RBI repo cut: Will banks reduce interest rates?

Written By Unknown on Selasa, 19 Maret 2013 | 21.03

Moneycontrol Bureau

Banks may not cut interest rates anytime soon, despite a 25 basis point-reduction in the repo rate, the rate at which RBI lends to banks. Hence, there will be no immediate relief for your equated monthly installments (EMIs) be it for home or auto loans.

Also read: Reserve Bank of India cuts repo by 25 bps, CRR unchanged

Similarly, companies will have to wait for some more time to get cheaper loans and so are their growth plans at a time when country's GDP growth hit 15 quarter low at 4.5%.

"A CRR cut gives immediate benefits while repo cut effects come with a lag," Diwakar Gupta, MD & CFO, State Bank of India (SBI) told moneycontrol.com.
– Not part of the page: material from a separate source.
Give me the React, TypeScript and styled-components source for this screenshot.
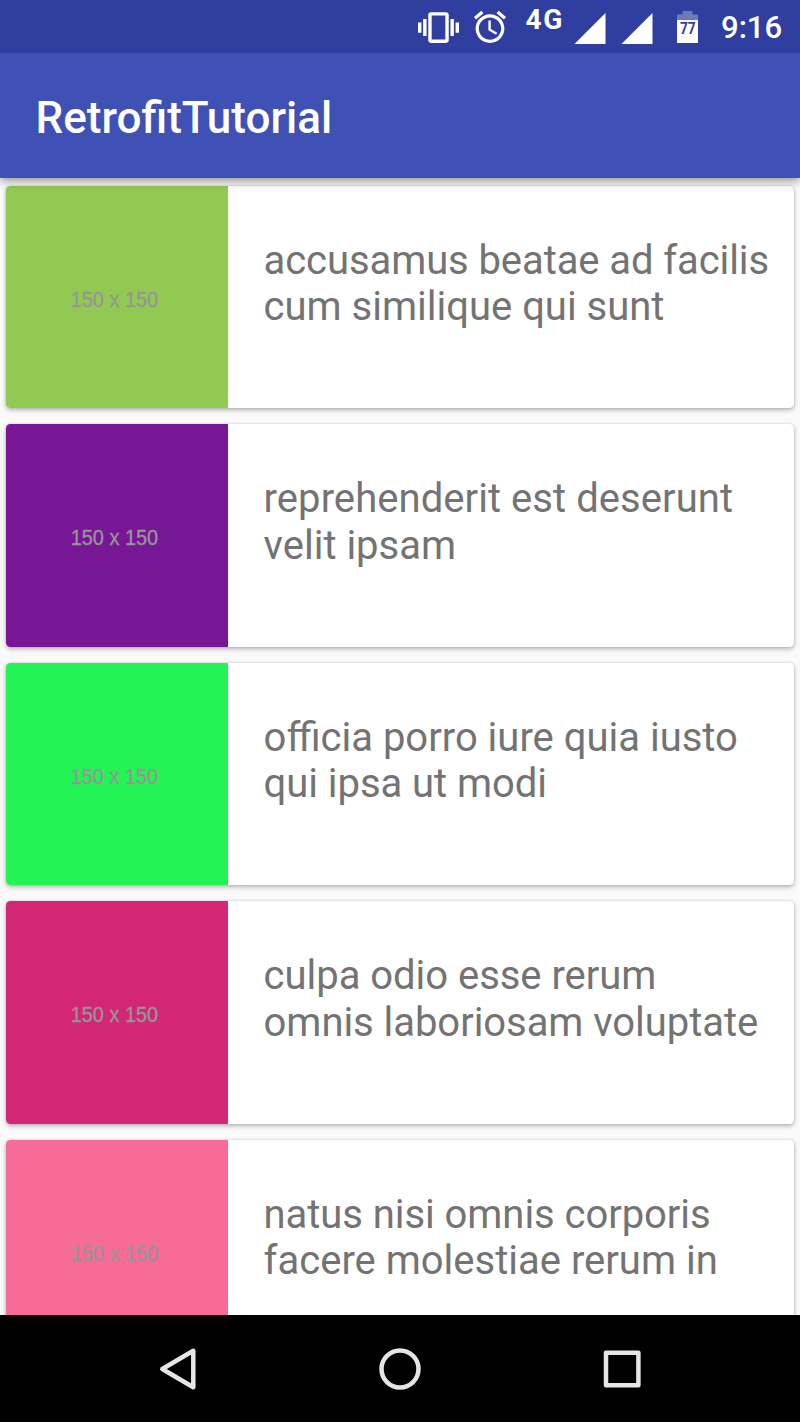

"No doubt, repo cut is good. We will get its advantages through RBI borrowing window, refinancing and mark-to-market gains in bond yields. However, these will happen gradually. Right now, banks cannot afford any further rate cut. The entire industry is bearing the burden of high cost bulk deposits," he said.

Cash Reserve ratio or CRR is the portion of deposits (4%) that banks keep with RBI. The central bank had last decreased it by 25 bps on January 29, 2013. The move had injected an additional Rs 18,000 crore liquidity into the system. Banks do not get any interest on their CRR obligation.

Some banks have bulk deposits (generally above Rs 1 crore) to the tune of 30-35 per cent of their balance sheet. They are paying high cost for those schemes. This in turn erodes the net interest margin or the difference between interests earned and paid out.

However, SBI has currently bulk deposits at around 1.5 per cent of its balance sheet. The bank had reduced its base rate by 5 bps to 9.70 per cent in January, apparently to equalize the lowest rate offered by HDFC Bank at that time.

"To what extent we will be able to really transmit is a question," said V Iyer, chairman and managing director, Bank of India .

"We need to look at it. As of now we are also facing the tightness in raising the pace of deposit growth. In fact in some of the tenders we have had to increase the rate of deposit on the retail front. So given the current context and the circumstances immediate transmission may not be possible. We may have to wait for a month or two to look into how much we can do," she said.

Banks are struggling to garner public deposits, the cheap source of funds for them. Till first week of March, 2013; the industry deposits grew at slower pace of 12.70 per cent year-on-year as against more than 16 percent credit growth. The credit-deposit ratio hit historic high at 78.13% in the third week of February.

"We say every alternate policy is a non-event. If policy is a serious measure why we want to reduce it to event management company kind of thing?" quipped S S Mundra, chairman and managing director Bank of Baroda .

"Today with the announcement of policy there is a certain direction which is visible to us. It has to be merged with the other factors and that is why as far as the residual part of March is concerned I do not see a possibility of any immediate transmission action, but come April or somewhere nearer the mid-April there would be a much greater clarity on the liquidity position," he told CNBC TV18.

Since last couple of weeks, banks on an average have been borrowing more than Rs 1 lakh crore daily from RBI Liquidity Adjustment Facility (LAF), which is much above its comfort zone at around Rs 60,000 crore or 1% of net demand and time liabilities. Since last one year, RBI has cut repo rate by 100 bps and CRR by 50 bps.